Click here to download the Confidence Hack for free now!


What You’ll Learn from this Episode:

  • How to distinguish between inevitable pain and optional suffering in your leadership journey.

  • Why trying to avoid pain actually creates more suffering and limits your potential.

  • How emotional resilience directly enhances your critical thinking and decision-making abilities.

  • Why pain is actually a doorway to greater aliveness and intelligence.

  • The importance of normalizing pain as part of leadership growth, especially for women in male-dominated spaces.

  • My 5-step framework for processing pain without getting stuck in suffering.

Listen to the Full Episode:

Featured on the Show:

Full Episode Transcript:

If you're an ambitious woman with big dreams, you will feel pain. Whether it's disappointment, frustration, or perceived failure, it will come. But here's the thing. Pain is inevitable. Suffering is optional.

In today's episode, I'll show you how embracing your pain, rather than avoiding it, can actually make you a more resilient, more powerful, and more resourceful leader. And I'll remind you that this isn't just true for women in male-dominated spaces. It's a universal truth for all of us. Let's dive in.
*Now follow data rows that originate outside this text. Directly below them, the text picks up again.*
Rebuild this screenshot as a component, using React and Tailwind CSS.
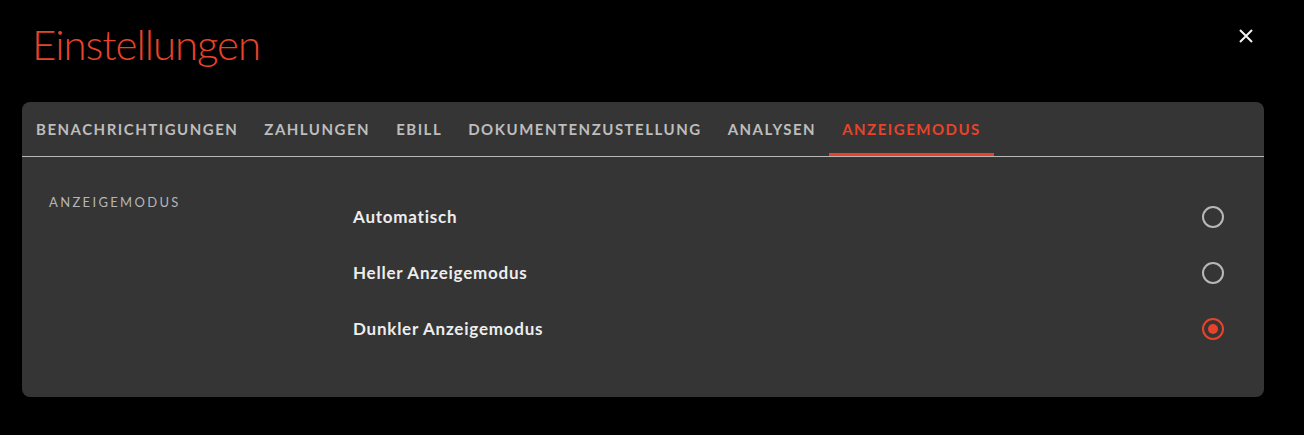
import React from "react";

const tabs = [
  "Benachrichtigungen",
  "Zahlungen",
  "eBill",
  "Dokumentenzustellung",
  "Analysen",
  "Anzeigemodus",
];

const options = [
  { label: "Automatisch", checked: false },
  { label: "Heller Anzeigemodus", checked: false },
  { label: "Dunkler Anzeigemodus", checked: true },
];

function Radio({ checked }) {
  return checked ? (
    <span className="flex h-[22px] w-[22px] items-center justify-center rounded-full border-2 border-[#e8432a]">
      <span className="h-[10px] w-[10px] rounded-full bg-[#e8432a]" />
    </span>
  ) : (
    <span className="h-[22px] w-[22px] rounded-full border-2 border-[#b8b8b8]" />
  );
}

export default function App() {
  return (
    <div
      className="min-h-[435px] w-full bg-black pl-[22px] pr-[40px]"
      style={{ fontFamily: "Lato, 'Open Sans', sans-serif" }}
    >
      <div className="flex h-[102px] items-start justify-between">
        <h1 className="mt-[19px] pl-[10px] text-[42px] font-light leading-[50px] tracking-[-0.025em] text-[#e8432a]">
          Einstellungen
        </h1>
        <svg
          className="mr-[11px] mt-[29px]"
          width="14"
          height="14"
          viewBox="0 0 14 14"
          fill="none"
          stroke="#f2f2f2"
          strokeWidth="2"
        >
          <path d="M1 1L13 13M13 1L1 13" />
        </svg>
      </div>

      <div className="rounded-lg bg-[#353535]">
        <div className="flex border-b border-[#b8b8b8] pl-[1px]">
          {tabs.map((t) => {
            const active = t === "Anzeigemodus";
            return (
              <div
                key={t}
                className={
                  "flex h-[54px] items-center border-b-[3px] px-[13px] pt-[3px] text-[15px] font-bold uppercase tracking-[0.1em] " +
                  (active
                    ? "border-[#e8432a] text-[#e8432a]"
                    : "border-transparent text-[#bdbdbd]")
                }
              >
                {t}
              </div>
            );
          })}
        </div>

        <div className="flex pb-[40px] pl-[27px] pr-[40px] pt-[32px]">
          <div className="w-[304px] pt-[5px] text-[13px] uppercase leading-[16px] tracking-[0.18em] text-[#b5b5b5]">
            Anzeigemodus
          </div>
          <div className="flex flex-1 flex-col">
            {options.map((o) => (
              <div
                key={o.label}
                className="flex h-[56px] items-center justify-between"
              >
                <span className="text-[17px] font-bold tracking-[0.045em] text-[#ededed]">
                  {o.label}
                </span>
                <Radio checked={o.checked} />
              </div>
            ))}
          </div>
        </div>
      </div>
    </div>
  );
}
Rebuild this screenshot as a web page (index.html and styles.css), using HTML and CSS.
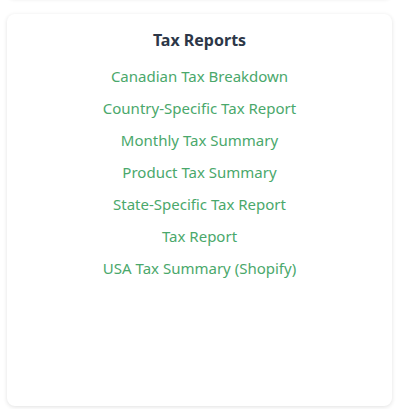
FILE: index.html
```html
<!doctype html>
<html>

<head>
	<title>Tax Reports</title>
	<link rel="stylesheet" href="styles.css">
</head>

<body>
	<div class="card card-prev"></div>
	<div class="card report-card">
		<div class="card-title">Tax Reports</div>
		<ul class="report-list">
			<li><a href="#">Canadian Tax Breakdown</a></li>
			<li><a href="#">Country-Specific Tax Report</a></li>
			<li><a href="#">Monthly Tax Summary</a></li>
			<li><a href="#">Product Tax Summary</a></li>
			<li><a href="#">State-Specific Tax Report</a></li>
			<li><a href="#">Tax Report</a></li>
			<li><a href="#">USA Tax Summary (Shopify)</a></li>
		</ul>
	</div>
</body>

</html>
```

FILE: styles.css
```css
* { margin: 0; padding: 0; box-sizing: border-box; }
body { background-color: #fff; font-family: 'Noto Sans', 'Open Sans', sans-serif; font-size: 16px; padding: 0 8px 0 7px; display: flex; flex-direction: column; gap: 16px; height: 409px; overflow: hidden; }
.card { background-color: #fff; border-radius: 8px; box-shadow: 0 1px 4px rgba(0, 0, 0, 0.12); flex-shrink: 0; }
.card-prev { height: 40px; margin-top: -42px; }
.report-card { height: 392px; padding-top: 14px; text-align: center; }
.card-title { font-weight: bold; color: #2d3748; font-size: 16px; line-height: 24px; margin-bottom: 12px; }
.report-list { list-style: none; display: flex; flex-direction: column; gap: 8px; }
.report-list a { color: #4aa86b; text-decoration: none; line-height: 24px; font-size: 15px; }
```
Welcome to The Balanced Leader, hosted by Yann Dang, a Leadership and Life Coach with over 20 years of corporate experience. Drawing from her journey as a former global finance leader and second-generation immigrant, Yann understands the unique challenges women face in male-dominated workplaces.

Each episode offers insights on balancing masculine and feminine energies, mastering soft skills, and building emotional intelligence. Join us to transform frustration into empowerment and unlock your authentic leadership potential.

Hey podcast listeners, I have a very special episode for you today. We are talking about how pain is an inevitable part of life, but how suffering is optional. And I think that this is a really important episode for women leaders in male-dominated spaces because women, if you have decided to be a leader in a space where there's mostly men, you are going to face a lot of barriers, a lot of obstacles, and a lot of pain that comes with pushing for leadership roles.

You might feel dismissed, diminished. And I teach my clients, and I want to teach you, the difference between pain and suffering. This is something that I also had to learn on my journey to leadership and in life in general.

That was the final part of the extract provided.